⟨

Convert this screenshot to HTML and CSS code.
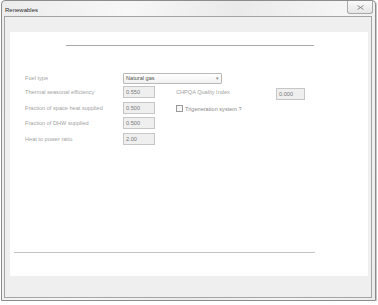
FILE: index.html
```html
<!DOCTYPE html>
<html lang="en">
<head>
    <meta charset="UTF-8">
    <title>Renewables</title>
    <link rel="stylesheet" href="styles.css">
</head>
<body>
    <div class="window">
        <div class="titlebar">
            <span class="title">Renewables</span>
            <div class="close-btn">
                <svg width="7" height="5" viewBox="0 0 7 5">
                    <path d="M0.5 0.5 L6.5 4.5 M6.5 0.5 L0.5 4.5" stroke="#8a8a8a" stroke-width="1" fill="none"/>
                </svg>
            </div>
        </div>

        <div class="frame">
            <div class="panel">
                <div class="rule-top"></div>

                <!-- Main form -->
                <div class="form-grid">
                    <label class="lbl first">Fuel type</label>
                    <div class="select">
                        <span>Natural gas</span>
                        <span class="arrow">&#9662;</span>
                    </div>

                    <label class="lbl first">Thermal seasonal efficiency</label>
                    <div class="field">0.550</div>
                    <label class="lbl">CHPQA Quality Index</label>
                    <div class="field field-right">0.000</div>

                    <label class="lbl first">Fraction of space heat supplied</label>
                    <div class="field">0.500</div>
                    <div class="check-row">
                        <span class="checkbox"></span>
                        <span class="lbl">Trigeneration system ?</span>
                    </div>

                    <label class="lbl first">Fraction of DHW supplied</label>
                    <div class="field">0.500</div>

                    <label class="lbl first">Heat to power ratio</label>
                    <div class="field">2.00</div>
                </div>

                <div class="rule-bottom"></div>
            </div>
        </div>
    </div>
</body>
</html>
```

FILE: styles.css
```css
body {
    margin: 0;
    padding: 0;
    background-color: #ffffff;
    font-family: "Liberation Sans", Arial, sans-serif;
}
.window {
    box-sizing: border-box;
    width: 375px;
    height: 301px;
    margin-left: 1px;
    border: 1px solid #8c8c8c;
    border-radius: 4px 4px 0 0;
    background: linear-gradient(100deg, #ececec 0%, #f7f7f7 30%, #eaeaea 55%, #f5f5f5 80%, #ececec 100%);
    box-shadow: 1px 1px 0 #c8c8c8;
    display: flex;
    flex-direction: column;
}
.titlebar {
    height: 15px;
    display: flex;
    align-items: flex-start;
    justify-content: space-between;
}
.title {
    font-size: 6px;
    color: #2a2a2a;
    margin: 6px 0 0 3px;
}
.close-btn {
    width: 24px;
    height: 12px;
    margin-right: 2px;
    border: 1px solid #a8a8a8;
    border-top: none;
    border-radius: 0 0 3px 3px;
    background: linear-gradient(#fafafa, #e6e6e6);
    display: flex;
    align-items: center;
    justify-content: center;
}
.frame {
    flex: 1;
    margin: 0 3px 2px 2px;
    border: 1px solid #a4a4a4;
    background-color: #efefef;
    padding: 15px 3px 21px 5px;
    display: flex;
}
.panel {
    flex: 1;
    background-color: #ffffff;
    padding-top: 13px;
    display: flex;
    flex-direction: column;
}
.rule-top {
    margin-left: 56px;
    width: 248px;
    height: 1px;
    background-color: #a9a9a9;
}
.form-grid {
    margin: 27px 0 0 15px;
    display: grid;
    grid-template-columns: 98px 53px 100px auto;
    grid-auto-rows: 12px;
    grid-template-rows: 10px;
    row-gap: 3.4px;
    align-items: center;
}
.lbl {
    font-size: 5.6px;
    color: #a3a3a3;
    white-space: nowrap;
}
.lbl.first {
    grid-column: 1;
}
.select {
    grid-column: 2 / 5;
    box-sizing: border-box;
    width: 99px;
    height: 11px;
    border: 1px solid #b9b9b9;
    border-radius: 1px;
    background: linear-gradient(#ffffff, #f1f1f1);
    display: flex;
    align-items: center;
    justify-content: space-between;
    padding: 0 2px;
    font-size: 5.6px;
    color: #555555;
}
.select .arrow {
    font-size: 5px;
    color: #8a8a8a;
}
.field {
    box-sizing: border-box;
    width: 32px;
    height: 12px;
    border: 1px solid #c6c6c6;
    background-color: #efefef;
    font-size: 5.6px;
    color: #7a7a7a;
    padding-left: 2px;
    display: flex;
    align-items: center;
}
.field-right {
    width: 29px;
    margin-top: 4px;
}
.check-row {
    grid-column: 3 / 5;
    display: flex;
    align-items: center;
    gap: 2px;
    margin-top: 2px;
}
.check-row .lbl {
    color: #8a8a8a;
}
.checkbox {
    box-sizing: border-box;
    width: 7px;
    height: 7px;
    border: 1px solid #9a9a9a;
    background-color: #f6f6f6;
}
.rule-bottom {
    margin: auto 0 23px 4px;
    width: 301px;
    height: 1px;
    background-color: #c4c4c4;
}
```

⟩

*Problem to solve*: Restate the full listing verbatim and drop every picture.

*The response*:
Convert this screenshot to HTML and CSS code.
FILE: index.html
```html
<!DOCTYPE html>
<html lang="en">
<head>
    <meta charset="UTF-8">
    <title>Renewables</title>
    <link rel="stylesheet" href="styles.css">
</head>
<body>
    <div class="window">
        <div class="titlebar">
            <span class="title">Renewables</span>
            <div class="close-btn">
                <svg width="7" height="5" viewBox="0 0 7 5">
                    <path d="M0.5 0.5 L6.5 4.5 M6.5 0.5 L0.5 4.5" stroke="#8a8a8a" stroke-width="1" fill="none"/>
                </svg>
            </div>
        </div>

        <div class="frame">
            <div class="panel">
                <div class="rule-top"></div>

                <!-- Main form -->
                <div class="form-grid">
                    <label class="lbl first">Fuel type</label>
                    <div class="select">
                        <span>Natural gas</span>
                        <span class="arrow">&#9662;</span>
                    </div>

                    <label class="lbl first">Thermal seasonal efficiency</label>
                    <div class="field">0.550</div>
                    <label class="lbl">CHPQA Quality Index</label>
                    <div class="field field-right">0.000</div>

                    <label class="lbl first">Fraction of space heat supplied</label>
                    <div class="field">0.500</div>
                    <div class="check-row">
                        <span class="checkbox"></span>
                        <span class="lbl">Trigeneration system ?</span>
                    </div>

                    <label class="lbl first">Fraction of DHW supplied</label>
                    <div class="field">0.500</div>

                    <label class="lbl first">Heat to power ratio</label>
                    <div class="field">2.00</div>
                </div>

                <div class="rule-bottom"></div>
            </div>
        </div>
    </div>
</body>
</html>
```

FILE: styles.css
```css
body {
    margin: 0;
    padding: 0;
    background-color: #ffffff;
    font-family: "Liberation Sans", Arial, sans-serif;
}
.window {
    box-sizing: border-box;
    width: 375px;
    height: 301px;
    margin-left: 1px;
    border: 1px solid #8c8c8c;
    border-radius: 4px 4px 0 0;
    background: linear-gradient(100deg, #ececec 0%, #f7f7f7 30%, #eaeaea 55%, #f5f5f5 80%, #ececec 100%);
    box-shadow: 1px 1px 0 #c8c8c8;
    display: flex;
    flex-direction: column;
}
.titlebar {
    height: 15px;
    display: flex;
    align-items: flex-start;
    justify-content: space-between;
}
.title {
    font-size: 6px;
    color: #2a2a2a;
    margin: 6px 0 0 3px;
}
.close-btn {
    width: 24px;
    height: 12px;
    margin-right: 2px;
    border: 1px solid #a8a8a8;
    border-top: none;
    border-radius: 0 0 3px 3px;
    background: linear-gradient(#fafafa, #e6e6e6);
    display: flex;
    align-items: center;
    justify-content: center;
}
.frame {
    flex: 1;
    margin: 0 3px 2px 2px;
    border: 1px solid #a4a4a4;
    background-color: #efefef;
    padding: 15px 3px 21px 5px;
    display: flex;
}
.panel {
    flex: 1;
    background-color: #ffffff;
    padding-top: 13px;
    display: flex;
    flex-direction: column;
}
.rule-top {
    margin-left: 56px;
    width: 248px;
    height: 1px;
    background-color: #a9a9a9;
}
.form-grid {
    margin: 27px 0 0 15px;
    display: grid;
    grid-template-columns: 98px 53px 100px auto;
    grid-auto-rows: 12px;
    grid-template-rows: 10px;
    row-gap: 3.4px;
    align-items: center;
}
.lbl {
    font-size: 5.6px;
    color: #a3a3a3;
    white-space: nowrap;
}
.lbl.first {
    grid-column: 1;
}
.select {
    grid-column: 2 / 5;
    box-sizing: border-box;
    width: 99px;
    height: 11px;
    border: 1px solid #b9b9b9;
    border-radius: 1px;
    background: linear-gradient(#ffffff, #f1f1f1);
    display: flex;
    align-items: center;
    justify-content: space-between;
    padding: 0 2px;
    font-size: 5.6px;
    color: #555555;
}
.select .arrow {
    font-size: 5px;
    color: #8a8a8a;
}
.field {
    box-sizing: border-box;
    width: 32px;
    height: 12px;
    border: 1px solid #c6c6c6;
    background-color: #efefef;
    font-size: 5.6px;
    color: #7a7a7a;
    padding-left: 2px;
    display: flex;
    align-items: center;
}
.field-right {
    width: 29px;
    margin-top: 4px;
}
.check-row {
    grid-column: 3 / 5;
    display: flex;
    align-items: center;
    gap: 2px;
    margin-top: 2px;
}
.check-row .lbl {
    color: #8a8a8a;
}
.checkbox {
    box-sizing: border-box;
    width: 7px;
    height: 7px;
    border: 1px solid #9a9a9a;
    background-color: #f6f6f6;
}
.rule-bottom {
    margin: auto 0 23px 4px;
    width: 301px;
    height: 1px;
    background-color: #c4c4c4;
}
```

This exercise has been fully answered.